PROMPT – Omit all images. Write out the rest of the material exactly.

>> start DATA RECORDS

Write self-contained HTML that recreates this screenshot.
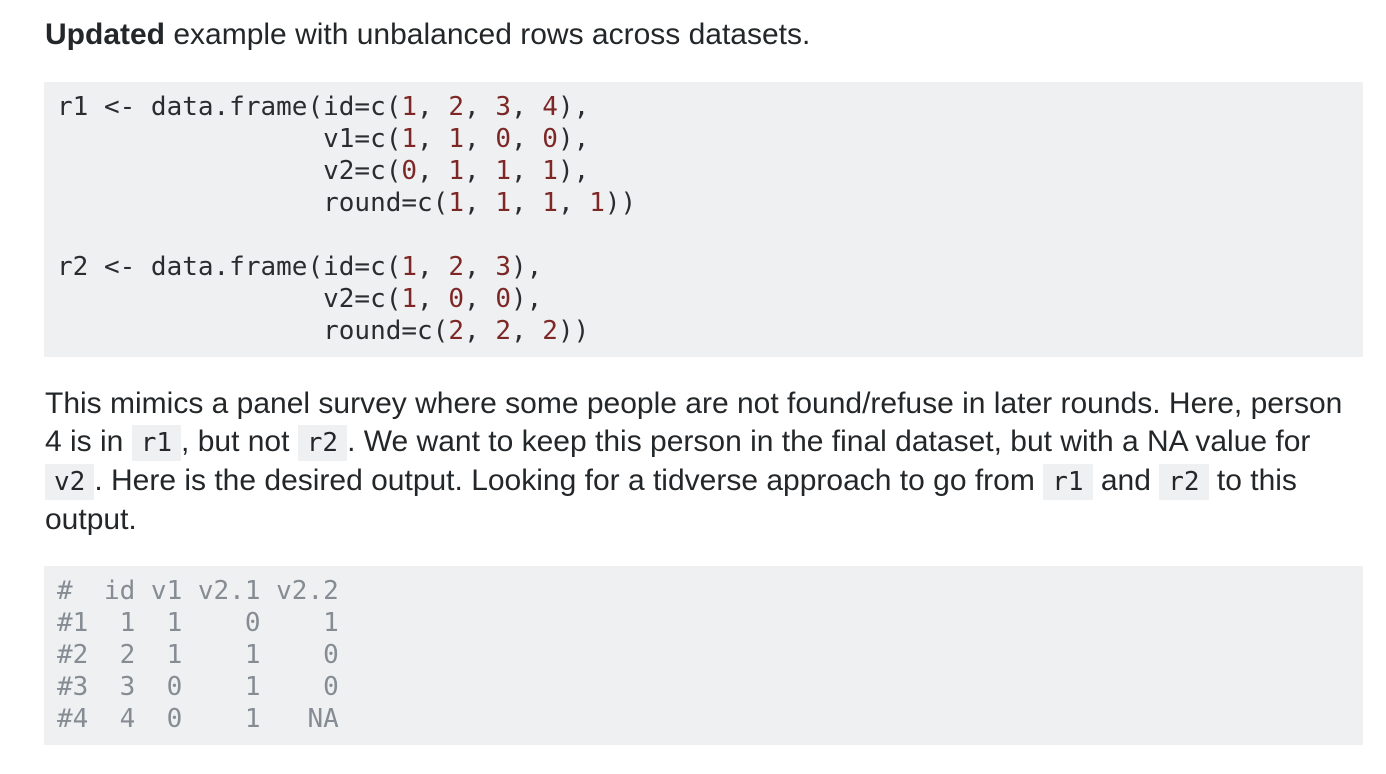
<!DOCTYPE html>
<html><head><meta charset="utf-8"><style>
body{margin:0;background:#fff;width:1386px;height:774px;overflow:hidden;font-family:"Liberation Sans",Arial,sans-serif;color:#242729;}
.p{position:absolute;left:45px;font-size:30px;line-height:38px;margin:0;width:1300px;}
pre{position:absolute;left:44px;width:1294px;margin:0;background:#eff0f1;padding:9px 12px 11px 13px;font-family:"DejaVu Sans Mono","Liberation Mono",monospace;font-size:26px;line-height:32px;color:#2a2d30;}
.n{color:#7d2727}
.g{color:#858c93}
code{font-family:"DejaVu Sans Mono","Liberation Mono",monospace;font-size:26px;background:#eff0f1;padding:3px 9px;}
</style></head><body>
<p class="p" style="top:16px"><b>Updated</b> example with unbalanced rows across datasets.</p>
<pre style="top:82px;height:255px">r1 &lt;- data.frame(id=c(<span class="n">1</span>, <span class="n">2</span>, <span class="n">3</span>, <span class="n">4</span>),
                 v1=c(<span class="n">1</span>, <span class="n">1</span>, <span class="n">0</span>, <span class="n">0</span>),
                 v2=c(<span class="n">0</span>, <span class="n">1</span>, <span class="n">1</span>, <span class="n">1</span>),
                 round=c(<span class="n">1</span>, <span class="n">1</span>, <span class="n">1</span>, <span class="n">1</span>))

r2 &lt;- data.frame(id=c(<span class="n">1</span>, <span class="n">2</span>, <span class="n">3</span>),
                 v2=c(<span class="n">1</span>, <span class="n">0</span>, <span class="n">0</span>),
                 round=c(<span class="n">2</span>, <span class="n">2</span>, <span class="n">2</span>))</pre>
<p class="p" style="top:385px">This mimics a panel survey where some people are not found/refuse in later rounds. Here, person<br>4 is in <code>r1</code>, but not <code>r2</code>. We want to keep this person in the final dataset, but with a NA value for<br><code>v2</code>. Here is the desired output. Looking for a tidverse approach to go from <code>r1</code> and <code>r2</code> to this<br>output.</p>
<pre class="g" style="top:566px;height:159px">#  id v1 v2.1 v2.2
#1  1  1    0    1
#2  2  1    1    0
#3  3  0    1    0
#4  4  0    1   NA</pre>
</body></html>
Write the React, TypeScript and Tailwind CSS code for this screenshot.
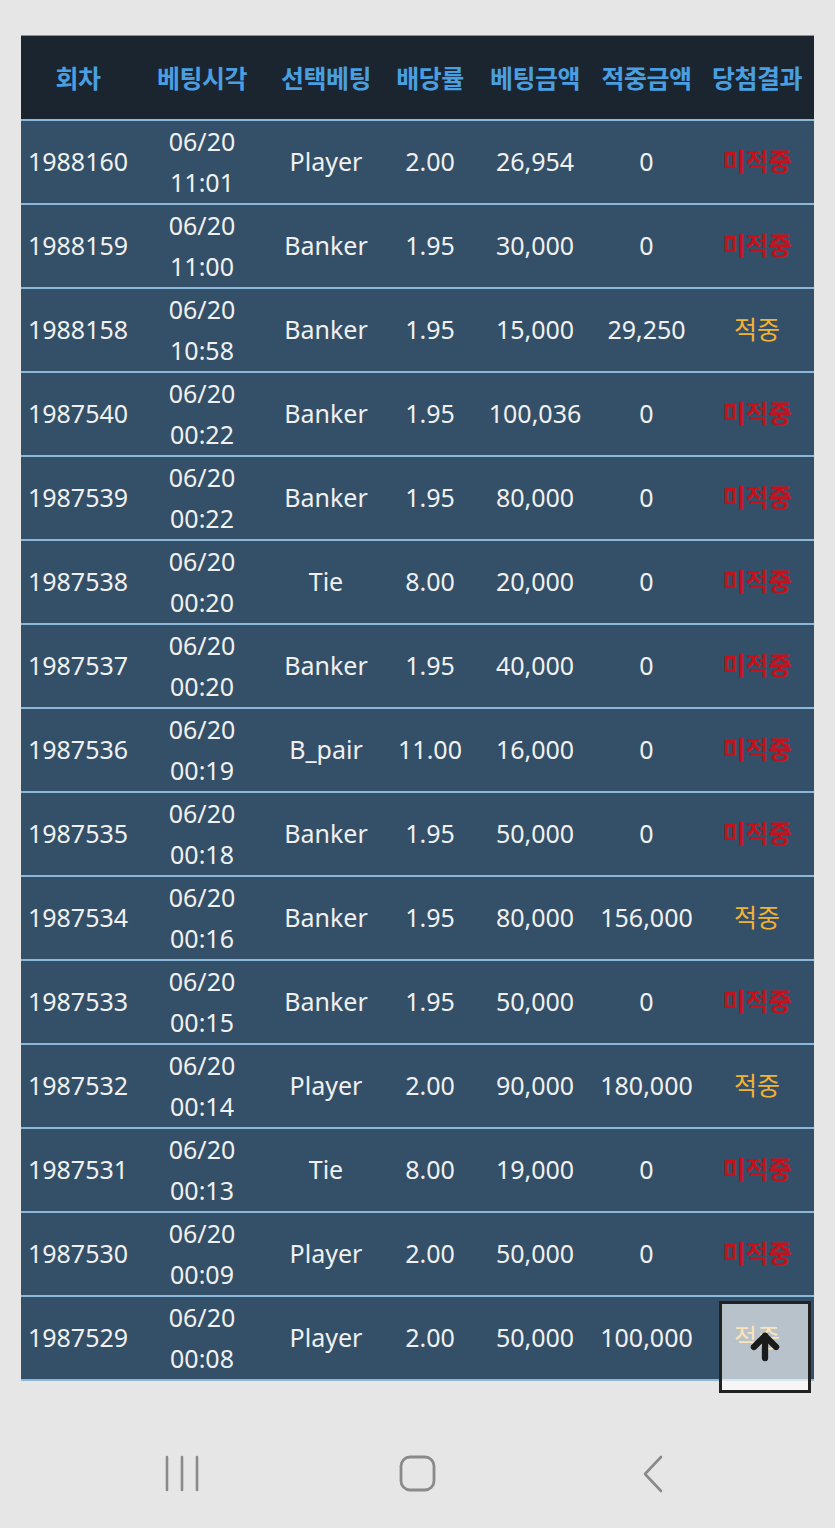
import { ArrowUp } from 'lucide-react'

interface Bet {
  round: string
  date: string
  time: string
  pick: string
  odds: string
  amount: string
  win: string
  hit: boolean
}

const bets: Bet[] = [
  { round: '1988160', date: '06/20', time: '11:01', pick: 'Player', odds: '2.00', amount: '26,954', win: '0', hit: false },
  { round: '1988159', date: '06/20', time: '11:00', pick: 'Banker', odds: '1.95', amount: '30,000', win: '0', hit: false },
  { round: '1988158', date: '06/20', time: '10:58', pick: 'Banker', odds: '1.95', amount: '15,000', win: '29,250', hit: true },
  { round: '1987540', date: '06/20', time: '00:22', pick: 'Banker', odds: '1.95', amount: '100,036', win: '0', hit: false },
  { round: '1987539', date: '06/20', time: '00:22', pick: 'Banker', odds: '1.95', amount: '80,000', win: '0', hit: false },
  { round: '1987538', date: '06/20', time: '00:20', pick: 'Tie', odds: '8.00', amount: '20,000', win: '0', hit: false },
  { round: '1987537', date: '06/20', time: '00:20', pick: 'Banker', odds: '1.95', amount: '40,000', win: '0', hit: false },
  { round: '1987536', date: '06/20', time: '00:19', pick: 'B_pair', odds: '11.00', amount: '16,000', win: '0', hit: false },
  { round: '1987535', date: '06/20', time: '00:18', pick: 'Banker', odds: '1.95', amount: '50,000', win: '0', hit: false },
  { round: '1987534', date: '06/20', time: '00:16', pick: 'Banker', odds: '1.95', amount: '80,000', win: '156,000', hit: true },
  { round: '1987533', date: '06/20', time: '00:15', pick: 'Banker', odds: '1.95', amount: '50,000', win: '0', hit: false },
  { round: '1987532', date: '06/20', time: '00:14', pick: 'Player', odds: '2.00', amount: '90,000', win: '180,000', hit: true },
  { round: '1987531', date: '06/20', time: '00:13', pick: 'Tie', odds: '8.00', amount: '19,000', win: '0', hit: false },
  { round: '1987530', date: '06/20', time: '00:09', pick: 'Player', odds: '2.00', amount: '50,000', win: '0', hit: false },
  { round: '1987529', date: '06/20', time: '00:08', pick: 'Player', odds: '2.00', amount: '50,000', win: '100,000', hit: true },
]

const headers = ['회차', '베팅시각', '선택베팅', '배당률', '베팅금액', '적중금액', '당첨결과']
const widths = ['w-[114px]', 'w-[134px]', 'w-[114px]', 'w-[94px]', 'w-[116px]', 'w-[107px]', 'w-[114px]']

export default function App() {
  return (
    <div className="relative min-h-[1528px] flex flex-col bg-[#e6e6e6] font-['Noto_Sans','Noto_Sans_CJK_KR',sans-serif]">
      <div className="pt-[35px] px-[21px] flex-1">
        <table className="w-[793px] border-collapse table-fixed">
          <colgroup>
            {widths.map((w, i) => (
              <col key={i} className={w} />
            ))}
          </colgroup>
          <thead>
            <tr className="bg-[#1b252f] border-t border-[#8a9199] border-b-2 border-b-[#8cb9da]">
              {headers.map((h) => (
                <th
                  key={h}
                  className="h-[84px] p-0 text-center text-[25px] font-bold text-[#4a9fe0] tracking-[-0.5px] font-['Noto_Sans_CJK_KR',sans-serif]"
                >
                  {h}
                </th>
              ))}
            </tr>
          </thead>
          <tbody>
            {bets.map((b) => (
              <tr key={b.round} className="bg-[#345068] border-b-2 border-[#8cb9da] text-[#f0f0f0] text-[25px]">
                <td className="h-[84px] p-0 text-center">{b.round}</td>
                <td className="p-0 text-center leading-[41px]">
                  <div>{b.date}</div>
                  <div>{b.time}</div>
                </td>
                <td className="p-0 text-center">{b.pick}</td>
                <td className="p-0 text-center">{b.odds}</td>
                <td className="p-0 text-center">{b.amount}</td>
                <td className="p-0 text-center">{b.win}</td>
                <td
                  className={
                    b.hit
                      ? 'p-0 text-center text-[25px] text-[#f2b233]'
                      : 'p-0 text-center text-[25px] font-bold text-[#c4121c]'
                  }
                >
                  {b.hit ? '적중' : '미적중'}
                </td>
              </tr>
            ))}
          </tbody>
        </table>
      </div>

      {/* scroll-to-top button */}
      <button className="absolute left-[719px] top-[1301px] w-[92px] h-[92px] border-[3px] border-[#222] bg-white/65 flex items-center justify-center">
        <ArrowUp size={38} strokeWidth={4} className="text-[#1a1a1a]" />
      </button>

      {/* nav bar */}
      <div className="h-[108px] flex items-center justify-center">
        <div className="w-[235px] flex justify-center">
          <svg width="40" height="40" viewBox="0 0 40 40" className="text-[#8a8a8a]">
            <g stroke="currentColor" strokeWidth="2.6" strokeLinecap="round">
              <line x1="4" y1="3" x2="4" y2="36" />
              <line x1="19" y1="3" x2="19" y2="36" />
              <line x1="34" y1="3" x2="34" y2="36" />
            </g>
          </svg>
        </div>
        <div className="w-[235px] flex justify-center">
          <svg width="40" height="40" viewBox="0 0 40 40" className="text-[#8a8a8a]">
            <rect x="3" y="3" width="33" height="33" rx="9" fill="none" stroke="currentColor" strokeWidth="2.8" />
          </svg>
        </div>
        <div className="w-[235px] flex justify-center">
          <svg width="40" height="40" viewBox="0 0 40 40" className="text-[#8a8a8a]">
            <polyline points="28,3 12,20 28,37" fill="none" stroke="currentColor" strokeWidth="2.6" strokeLinecap="round" strokeLinejoin="round" />
          </svg>
        </div>
      </div>
    </div>
  )
}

>> end DATA RECORDS

RESPONSE TO THIS EXERCISE –
Write self-contained HTML that recreates this screenshot.
<!DOCTYPE html>
<html><head><meta charset="utf-8"><style>
body{margin:0;background:#fff;width:1386px;height:774px;overflow:hidden;font-family:"Liberation Sans",Arial,sans-serif;color:#242729;}
.p{position:absolute;left:45px;font-size:30px;line-height:38px;margin:0;width:1300px;}
pre{position:absolute;left:44px;width:1294px;margin:0;background:#eff0f1;padding:9px 12px 11px 13px;font-family:"DejaVu Sans Mono","Liberation Mono",monospace;font-size:26px;line-height:32px;color:#2a2d30;}
.n{color:#7d2727}
.g{color:#858c93}
code{font-family:"DejaVu Sans Mono","Liberation Mono",monospace;font-size:26px;background:#eff0f1;padding:3px 9px;}
</style></head><body>
<p class="p" style="top:16px"><b>Updated</b> example with unbalanced rows across datasets.</p>
<pre style="top:82px;height:255px">r1 &lt;- data.frame(id=c(<span class="n">1</span>, <span class="n">2</span>, <span class="n">3</span>, <span class="n">4</span>),
                 v1=c(<span class="n">1</span>, <span class="n">1</span>, <span class="n">0</span>, <span class="n">0</span>),
                 v2=c(<span class="n">0</span>, <span class="n">1</span>, <span class="n">1</span>, <span class="n">1</span>),
                 round=c(<span class="n">1</span>, <span class="n">1</span>, <span class="n">1</span>, <span class="n">1</span>))

r2 &lt;- data.frame(id=c(<span class="n">1</span>, <span class="n">2</span>, <span class="n">3</span>),
                 v2=c(<span class="n">1</span>, <span class="n">0</span>, <span class="n">0</span>),
                 round=c(<span class="n">2</span>, <span class="n">2</span>, <span class="n">2</span>))</pre>
<p class="p" style="top:385px">This mimics a panel survey where some people are not found/refuse in later rounds. Here, person<br>4 is in <code>r1</code>, but not <code>r2</code>. We want to keep this person in the final dataset, but with a NA value for<br><code>v2</code>. Here is the desired output. Looking for a tidverse approach to go from <code>r1</code> and <code>r2</code> to this<br>output.</p>
<pre class="g" style="top:566px;height:159px">#  id v1 v2.1 v2.2
#1  1  1    0    1
#2  2  1    1    0
#3  3  0    1    0
#4  4  0    1   NA</pre>
</body></html>
Write the React, TypeScript and Tailwind CSS code for this screenshot.
import { ArrowUp } from 'lucide-react'

interface Bet {
  round: string
  date: string
  time: string
  pick: string
  odds: string
  amount: string
  win: string
  hit: boolean
}

const bets: Bet[] = [
  { round: '1988160', date: '06/20', time: '11:01', pick: 'Player', odds: '2.00', amount: '26,954', win: '0', hit: false },
  { round: '1988159', date: '06/20', time: '11:00', pick: 'Banker', odds: '1.95', amount: '30,000', win: '0', hit: false },
  { round: '1988158', date: '06/20', time: '10:58', pick: 'Banker', odds: '1.95', amount: '15,000', win: '29,250', hit: true },
  { round: '1987540', date: '06/20', time: '00:22', pick: 'Banker', odds: '1.95', amount: '100,036', win: '0', hit: false },
  { round: '1987539', date: '06/20', time: '00:22', pick: 'Banker', odds: '1.95', amount: '80,000', win: '0', hit: false },
  { round: '1987538', date: '06/20', time: '00:20', pick: 'Tie', odds: '8.00', amount: '20,000', win: '0', hit: false },
  { round: '1987537', date: '06/20', time: '00:20', pick: 'Banker', odds: '1.95', amount: '40,000', win: '0', hit: false },
  { round: '1987536', date: '06/20', time: '00:19', pick: 'B_pair', odds: '11.00', amount: '16,000', win: '0', hit: false },
  { round: '1987535', date: '06/20', time: '00:18', pick: 'Banker', odds: '1.95', amount: '50,000', win: '0', hit: false },
  { round: '1987534', date: '06/20', time: '00:16', pick: 'Banker', odds: '1.95', amount: '80,000', win: '156,000', hit: true },
  { round: '1987533', date: '06/20', time: '00:15', pick: 'Banker', odds: '1.95', amount: '50,000', win: '0', hit: false },
  { round: '1987532', date: '06/20', time: '00:14', pick: 'Player', odds: '2.00', amount: '90,000', win: '180,000', hit: true },
  { round: '1987531', date: '06/20', time: '00:13', pick: 'Tie', odds: '8.00', amount: '19,000', win: '0', hit: false },
  { round: '1987530', date: '06/20', time: '00:09', pick: 'Player', odds: '2.00', amount: '50,000', win: '0', hit: false },
  { round: '1987529', date: '06/20', time: '00:08', pick: 'Player', odds: '2.00', amount: '50,000', win: '100,000', hit: true },
]

const headers = ['회차', '베팅시각', '선택베팅', '배당률', '베팅금액', '적중금액', '당첨결과']
const widths = ['w-[114px]', 'w-[134px]', 'w-[114px]', 'w-[94px]', 'w-[116px]', 'w-[107px]', 'w-[114px]']

export default function App() {
  return (
    <div className="relative min-h-[1528px] flex flex-col bg-[#e6e6e6] font-['Noto_Sans','Noto_Sans_CJK_KR',sans-serif]">
      <div className="pt-[35px] px-[21px] flex-1">
        <table className="w-[793px] border-collapse table-fixed">
          <colgroup>
            {widths.map((w, i) => (
              <col key={i} className={w} />
            ))}
          </colgroup>
          <thead>
            <tr className="bg-[#1b252f] border-t border-[#8a9199] border-b-2 border-b-[#8cb9da]">
              {headers.map((h) => (
                <th
                  key={h}
                  className="h-[84px] p-0 text-center text-[25px] font-bold text-[#4a9fe0] tracking-[-0.5px] font-['Noto_Sans_CJK_KR',sans-serif]"
                >
                  {h}
                </th>
              ))}
            </tr>
          </thead>
          <tbody>
            {bets.map((b) => (
              <tr key={b.round} className="bg-[#345068] border-b-2 border-[#8cb9da] text-[#f0f0f0] text-[25px]">
                <td className="h-[84px] p-0 text-center">{b.round}</td>
                <td className="p-0 text-center leading-[41px]">
                  <div>{b.date}</div>
                  <div>{b.time}</div>
                </td>
                <td className="p-0 text-center">{b.pick}</td>
                <td className="p-0 text-center">{b.odds}</td>
                <td className="p-0 text-center">{b.amount}</td>
                <td className="p-0 text-center">{b.win}</td>
                <td
                  className={
                    b.hit
                      ? 'p-0 text-center text-[25px] text-[#f2b233]'
                      : 'p-0 text-center text-[25px] font-bold text-[#c4121c]'
                  }
                >
                  {b.hit ? '적중' : '미적중'}
                </td>
              </tr>
            ))}
          </tbody>
        </table>
      </div>

      {/* scroll-to-top button */}
      <button className="absolute left-[719px] top-[1301px] w-[92px] h-[92px] border-[3px] border-[#222] bg-white/65 flex items-center justify-center">
        <ArrowUp size={38} strokeWidth={4} className="text-[#1a1a1a]" />
      </button>

      {/* nav bar */}
      <div className="h-[108px] flex items-center justify-center">
        <div className="w-[235px] flex justify-center">
          <svg width="40" height="40" viewBox="0 0 40 40" className="text-[#8a8a8a]">
            <g stroke="currentColor" strokeWidth="2.6" strokeLinecap="round">
              <line x1="4" y1="3" x2="4" y2="36" />
              <line x1="19" y1="3" x2="19" y2="36" />
              <line x1="34" y1="3" x2="34" y2="36" />
            </g>
          </svg>
        </div>
        <div className="w-[235px] flex justify-center">
          <svg width="40" height="40" viewBox="0 0 40 40" className="text-[#8a8a8a]">
            <rect x="3" y="3" width="33" height="33" rx="9" fill="none" stroke="currentColor" strokeWidth="2.8" />
          </svg>
        </div>
        <div className="w-[235px] flex justify-center">
          <svg width="40" height="40" viewBox="0 0 40 40" className="text-[#8a8a8a]">
            <polyline points="28,3 12,20 28,37" fill="none" stroke="currentColor" strokeWidth="2.6" strokeLinecap="round" strokeLinejoin="round" />
          </svg>
        </div>
      </div>
    </div>
  )
}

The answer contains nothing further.